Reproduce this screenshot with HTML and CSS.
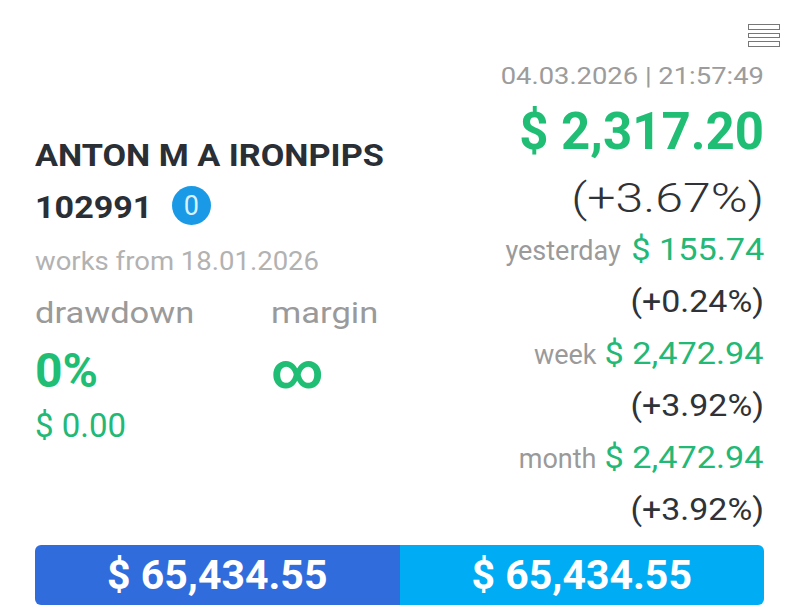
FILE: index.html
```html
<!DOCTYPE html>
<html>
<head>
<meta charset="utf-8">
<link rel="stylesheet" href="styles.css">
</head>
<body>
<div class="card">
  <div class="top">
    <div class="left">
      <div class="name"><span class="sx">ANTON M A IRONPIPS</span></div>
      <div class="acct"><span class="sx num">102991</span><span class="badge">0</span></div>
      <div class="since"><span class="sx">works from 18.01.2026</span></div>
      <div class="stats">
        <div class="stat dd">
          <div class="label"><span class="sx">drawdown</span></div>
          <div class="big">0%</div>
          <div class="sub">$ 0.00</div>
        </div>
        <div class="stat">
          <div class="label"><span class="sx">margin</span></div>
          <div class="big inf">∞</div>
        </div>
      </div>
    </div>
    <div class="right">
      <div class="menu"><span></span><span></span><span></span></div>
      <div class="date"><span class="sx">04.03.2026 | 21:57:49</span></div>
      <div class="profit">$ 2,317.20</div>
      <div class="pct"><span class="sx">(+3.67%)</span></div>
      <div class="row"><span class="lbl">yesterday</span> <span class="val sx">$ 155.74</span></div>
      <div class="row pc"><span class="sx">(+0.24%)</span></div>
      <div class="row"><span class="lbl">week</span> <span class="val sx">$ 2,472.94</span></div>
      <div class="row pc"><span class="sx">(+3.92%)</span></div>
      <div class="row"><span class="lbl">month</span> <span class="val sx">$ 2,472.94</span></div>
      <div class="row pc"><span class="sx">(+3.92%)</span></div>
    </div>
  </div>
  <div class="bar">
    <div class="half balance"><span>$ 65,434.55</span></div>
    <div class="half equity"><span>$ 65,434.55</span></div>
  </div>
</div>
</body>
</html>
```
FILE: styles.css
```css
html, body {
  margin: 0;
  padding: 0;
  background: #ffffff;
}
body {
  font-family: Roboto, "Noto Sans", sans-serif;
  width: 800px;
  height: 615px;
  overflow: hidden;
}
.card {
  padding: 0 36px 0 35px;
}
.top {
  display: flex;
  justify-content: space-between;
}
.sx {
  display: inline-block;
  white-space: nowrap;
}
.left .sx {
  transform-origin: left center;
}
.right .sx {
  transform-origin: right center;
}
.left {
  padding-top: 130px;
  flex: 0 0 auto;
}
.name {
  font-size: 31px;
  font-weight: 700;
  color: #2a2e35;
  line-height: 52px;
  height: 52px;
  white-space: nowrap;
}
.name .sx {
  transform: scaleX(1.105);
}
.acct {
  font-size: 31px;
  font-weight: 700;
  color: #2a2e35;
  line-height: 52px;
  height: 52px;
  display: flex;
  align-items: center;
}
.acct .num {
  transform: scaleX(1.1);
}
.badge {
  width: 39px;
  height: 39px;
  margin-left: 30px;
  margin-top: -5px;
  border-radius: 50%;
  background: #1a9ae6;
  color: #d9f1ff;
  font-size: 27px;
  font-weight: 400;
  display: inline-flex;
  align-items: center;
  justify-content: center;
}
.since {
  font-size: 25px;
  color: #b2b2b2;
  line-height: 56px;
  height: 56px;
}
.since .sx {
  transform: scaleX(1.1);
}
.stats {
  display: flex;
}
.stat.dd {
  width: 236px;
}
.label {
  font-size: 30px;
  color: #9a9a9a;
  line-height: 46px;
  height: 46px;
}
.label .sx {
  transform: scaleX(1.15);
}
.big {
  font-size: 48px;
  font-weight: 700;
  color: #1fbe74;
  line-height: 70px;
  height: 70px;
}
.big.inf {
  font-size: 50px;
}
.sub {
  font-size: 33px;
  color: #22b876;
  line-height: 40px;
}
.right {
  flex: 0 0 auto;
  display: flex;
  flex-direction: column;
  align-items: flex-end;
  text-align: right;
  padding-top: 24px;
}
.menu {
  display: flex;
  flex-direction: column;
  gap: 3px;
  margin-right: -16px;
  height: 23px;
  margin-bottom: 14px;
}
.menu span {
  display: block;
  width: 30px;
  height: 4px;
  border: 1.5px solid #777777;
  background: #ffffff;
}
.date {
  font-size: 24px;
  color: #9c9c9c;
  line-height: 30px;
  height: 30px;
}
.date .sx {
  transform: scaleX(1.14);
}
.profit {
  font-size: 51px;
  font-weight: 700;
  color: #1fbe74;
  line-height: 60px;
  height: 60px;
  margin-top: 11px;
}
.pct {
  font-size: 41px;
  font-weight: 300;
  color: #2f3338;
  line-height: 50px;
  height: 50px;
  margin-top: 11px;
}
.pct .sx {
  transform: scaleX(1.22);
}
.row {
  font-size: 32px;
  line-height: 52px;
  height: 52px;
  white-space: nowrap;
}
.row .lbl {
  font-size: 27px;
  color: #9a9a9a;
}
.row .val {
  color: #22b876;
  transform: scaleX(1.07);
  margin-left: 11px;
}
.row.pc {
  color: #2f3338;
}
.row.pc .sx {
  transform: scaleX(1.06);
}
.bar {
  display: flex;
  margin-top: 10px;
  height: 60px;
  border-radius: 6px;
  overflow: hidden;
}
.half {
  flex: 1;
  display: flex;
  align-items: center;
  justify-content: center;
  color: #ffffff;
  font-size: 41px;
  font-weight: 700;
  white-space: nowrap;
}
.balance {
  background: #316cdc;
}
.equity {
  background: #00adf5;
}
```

◆ What to produce:
Quote the data above in full and without alteration; skip the pictures.

◆ Complete answer:
Reproduce this screenshot with HTML and CSS.
FILE: index.html
```html
<!DOCTYPE html>
<html>
<head>
<meta charset="utf-8">
<link rel="stylesheet" href="styles.css">
</head>
<body>
<div class="card">
  <div class="top">
    <div class="left">
      <div class="name"><span class="sx">ANTON M A IRONPIPS</span></div>
      <div class="acct"><span class="sx num">102991</span><span class="badge">0</span></div>
      <div class="since"><span class="sx">works from 18.01.2026</span></div>
      <div class="stats">
        <div class="stat dd">
          <div class="label"><span class="sx">drawdown</span></div>
          <div class="big">0%</div>
          <div class="sub">$ 0.00</div>
        </div>
        <div class="stat">
          <div class="label"><span class="sx">margin</span></div>
          <div class="big inf">∞</div>
        </div>
      </div>
    </div>
    <div class="right">
      <div class="menu"><span></span><span></span><span></span></div>
      <div class="date"><span class="sx">04.03.2026 | 21:57:49</span></div>
      <div class="profit">$ 2,317.20</div>
      <div class="pct"><span class="sx">(+3.67%)</span></div>
      <div class="row"><span class="lbl">yesterday</span> <span class="val sx">$ 155.74</span></div>
      <div class="row pc"><span class="sx">(+0.24%)</span></div>
      <div class="row"><span class="lbl">week</span> <span class="val sx">$ 2,472.94</span></div>
      <div class="row pc"><span class="sx">(+3.92%)</span></div>
      <div class="row"><span class="lbl">month</span> <span class="val sx">$ 2,472.94</span></div>
      <div class="row pc"><span class="sx">(+3.92%)</span></div>
    </div>
  </div>
  <div class="bar">
    <div class="half balance"><span>$ 65,434.55</span></div>
    <div class="half equity"><span>$ 65,434.55</span></div>
  </div>
</div>
</body>
</html>
```
FILE: styles.css
```css
html, body {
  margin: 0;
  padding: 0;
  background: #ffffff;
}
body {
  font-family: Roboto, "Noto Sans", sans-serif;
  width: 800px;
  height: 615px;
  overflow: hidden;
}
.card {
  padding: 0 36px 0 35px;
}
.top {
  display: flex;
  justify-content: space-between;
}
.sx {
  display: inline-block;
  white-space: nowrap;
}
.left .sx {
  transform-origin: left center;
}
.right .sx {
  transform-origin: right center;
}
.left {
  padding-top: 130px;
  flex: 0 0 auto;
}
.name {
  font-size: 31px;
  font-weight: 700;
  color: #2a2e35;
  line-height: 52px;
  height: 52px;
  white-space: nowrap;
}
.name .sx {
  transform: scaleX(1.105);
}
.acct {
  font-size: 31px;
  font-weight: 700;
  color: #2a2e35;
  line-height: 52px;
  height: 52px;
  display: flex;
  align-items: center;
}
.acct .num {
  transform: scaleX(1.1);
}
.badge {
  width: 39px;
  height: 39px;
  margin-left: 30px;
  margin-top: -5px;
  border-radius: 50%;
  background: #1a9ae6;
  color: #d9f1ff;
  font-size: 27px;
  font-weight: 400;
  display: inline-flex;
  align-items: center;
  justify-content: center;
}
.since {
  font-size: 25px;
  color: #b2b2b2;
  line-height: 56px;
  height: 56px;
}
.since .sx {
  transform: scaleX(1.1);
}
.stats {
  display: flex;
}
.stat.dd {
  width: 236px;
}
.label {
  font-size: 30px;
  color: #9a9a9a;
  line-height: 46px;
  height: 46px;
}
.label .sx {
  transform: scaleX(1.15);
}
.big {
  font-size: 48px;
  font-weight: 700;
  color: #1fbe74;
  line-height: 70px;
  height: 70px;
}
.big.inf {
  font-size: 50px;
}
.sub {
  font-size: 33px;
  color: #22b876;
  line-height: 40px;
}
.right {
  flex: 0 0 auto;
  display: flex;
  flex-direction: column;
  align-items: flex-end;
  text-align: right;
  padding-top: 24px;
}
.menu {
  display: flex;
  flex-direction: column;
  gap: 3px;
  margin-right: -16px;
  height: 23px;
  margin-bottom: 14px;
}
.menu span {
  display: block;
  width: 30px;
  height: 4px;
  border: 1.5px solid #777777;
  background: #ffffff;
}
.date {
  font-size: 24px;
  color: #9c9c9c;
  line-height: 30px;
  height: 30px;
}
.date .sx {
  transform: scaleX(1.14);
}
.profit {
  font-size: 51px;
  font-weight: 700;
  color: #1fbe74;
  line-height: 60px;
  height: 60px;
  margin-top: 11px;
}
.pct {
  font-size: 41px;
  font-weight: 300;
  color: #2f3338;
  line-height: 50px;
  height: 50px;
  margin-top: 11px;
}
.pct .sx {
  transform: scaleX(1.22);
}
.row {
  font-size: 32px;
  line-height: 52px;
  height: 52px;
  white-space: nowrap;
}
.row .lbl {
  font-size: 27px;
  color: #9a9a9a;
}
.row .val {
  color: #22b876;
  transform: scaleX(1.07);
  margin-left: 11px;
}
.row.pc {
  color: #2f3338;
}
.row.pc .sx {
  transform: scaleX(1.06);
}
.bar {
  display: flex;
  margin-top: 10px;
  height: 60px;
  border-radius: 6px;
  overflow: hidden;
}
.half {
  flex: 1;
  display: flex;
  align-items: center;
  justify-content: center;
  color: #ffffff;
  font-size: 41px;
  font-weight: 700;
  white-space: nowrap;
}
.balance {
  background: #316cdc;
}
.equity {
  background: #00adf5;
}
```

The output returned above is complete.